The Beekeeper: Movie Review
Cast: Jason Statham, Josh Hutcherson, Jeremy Irons, Emmy Raver-Lampman
Director: David Ayer
While beginning like an extended ad warning of the perils of scam sites and clicking on wrongful links on your computer, David Ayer's The Beekeeper soon reveals its shoddy action intentions.
When Statham's Adam Clay finds out the woman who rented him land to keep his bees has committed suicide after being caught in an online scam, he vows one man revenge and sets about burning down the world of those who burned down his friend's world.
But with the FBI in pursuit, and with Clay discovering there is more to the infestation than he first thought, his one man campaign threatens to overturn more than he could have ever believed.
Admittedly pulpy and OTT in parts, The Beekeeper works in some of its action sequences (and one particularly brutal fight toward the end) but on all other levels, it's risible fare.

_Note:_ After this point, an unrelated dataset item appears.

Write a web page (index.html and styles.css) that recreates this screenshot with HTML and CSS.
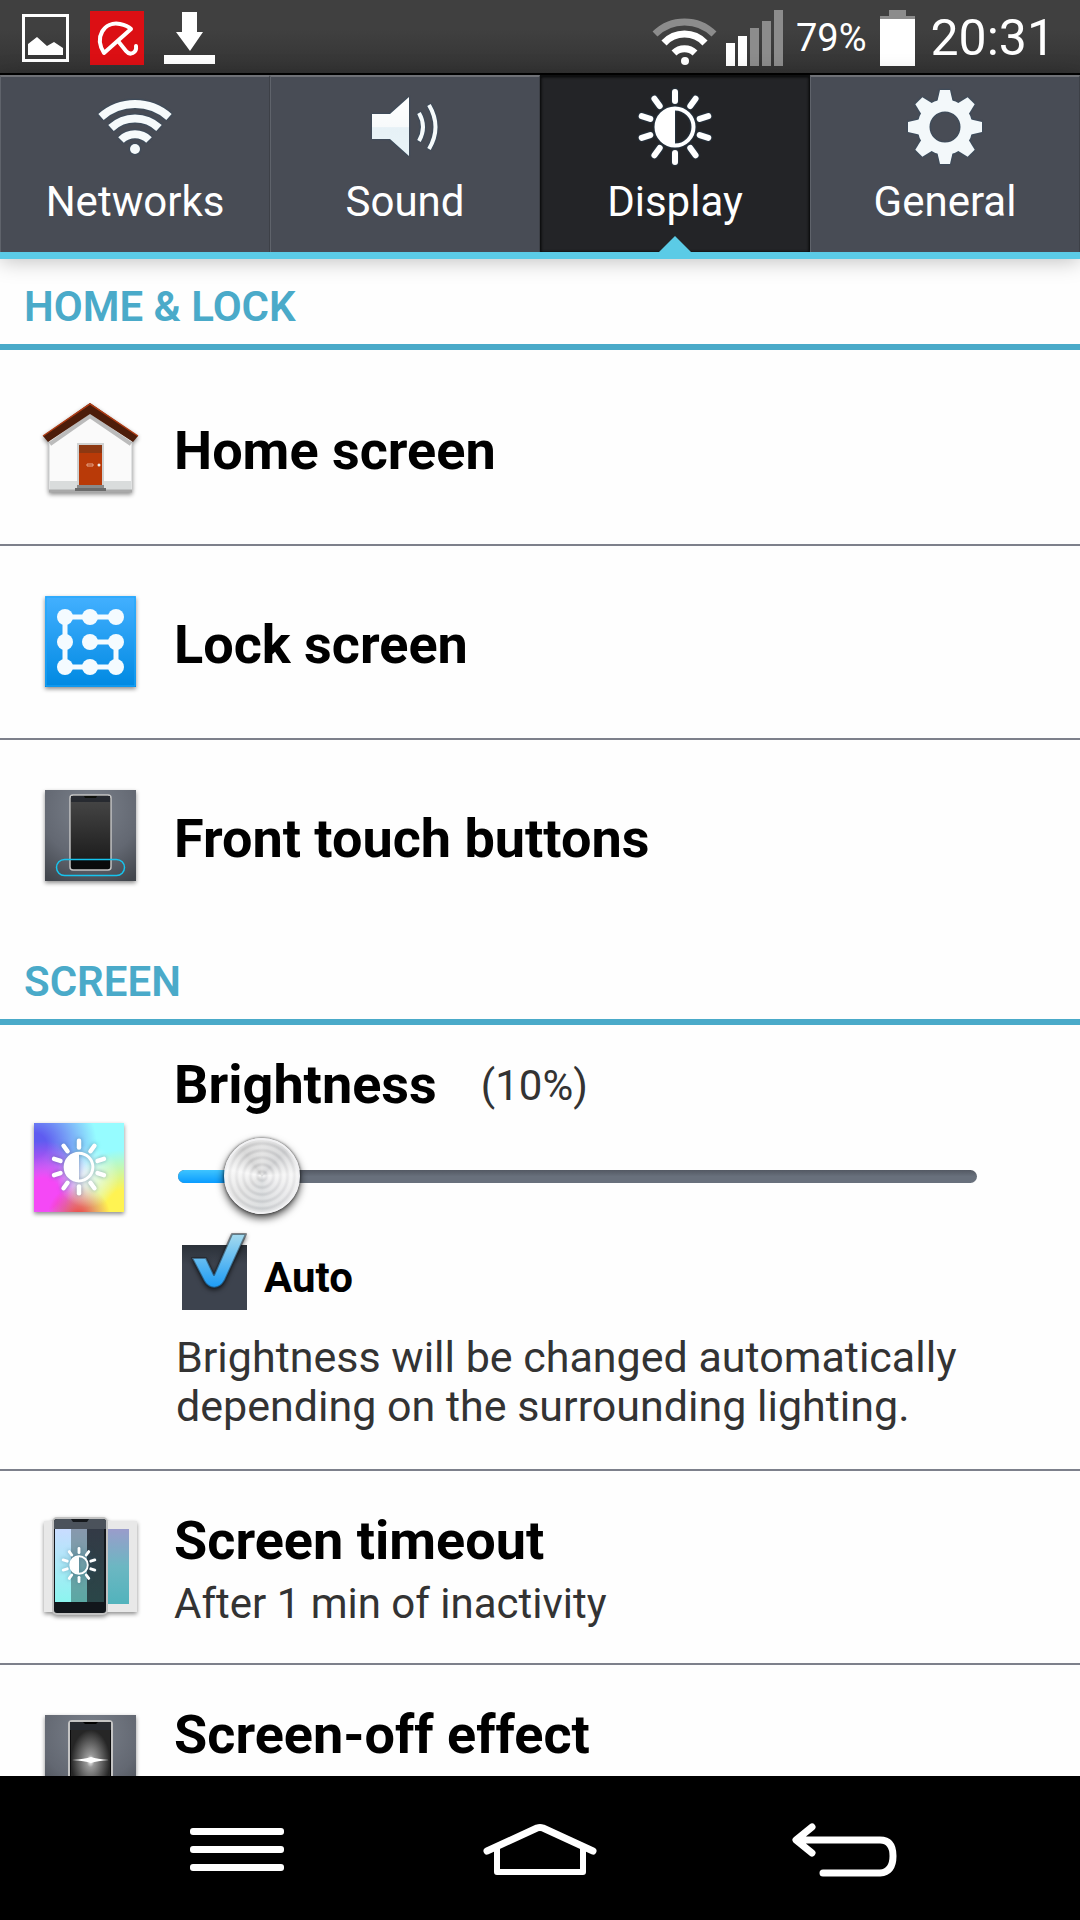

With laugh out loud dialogue that sees plenty of characters espousing their horror that Clay is just a beekeeper who's trying to protect the hive, and with one on his tail taking the philosophy and ethos of beekeeping from a manual, the film tries to lean too heavily on the symbolic and actually feels like a film in search of some kind of meaning it's too thick-headed to even grasp.
If you're willing to suspend your disbelief there are moments that The Beekeeper works. Given Statham's propensity for action films and his continued presence within fight sequences, there's a grittiness to proceedings that allows for the crunching of bones, the offing of bad guys and the idea of one man outwitting everyone despite being monotone and invulnerable to feel almost plausible at times.
But The Beekeeper never leans into those intentions, preferring instead to go po-faced and feel restrained rather than fully embracing what it really is at heart - a poor man's Wrath of Man set within a scam system.
There's little buzz about The Beekeeper despite well choreographed action sequences, and it's more than inevitable you'll end up being stung by how bad it actually is in parts. Statham feels at times like he's phoning it in rather than imbuing his Terminator-like character with any kind of charisma.
The most frustrating thing about The Beekeeper is the potential that's wasted here - it could have been more than what it was; instead it's an occasionally competent action film that buzzes and subsequently irritates.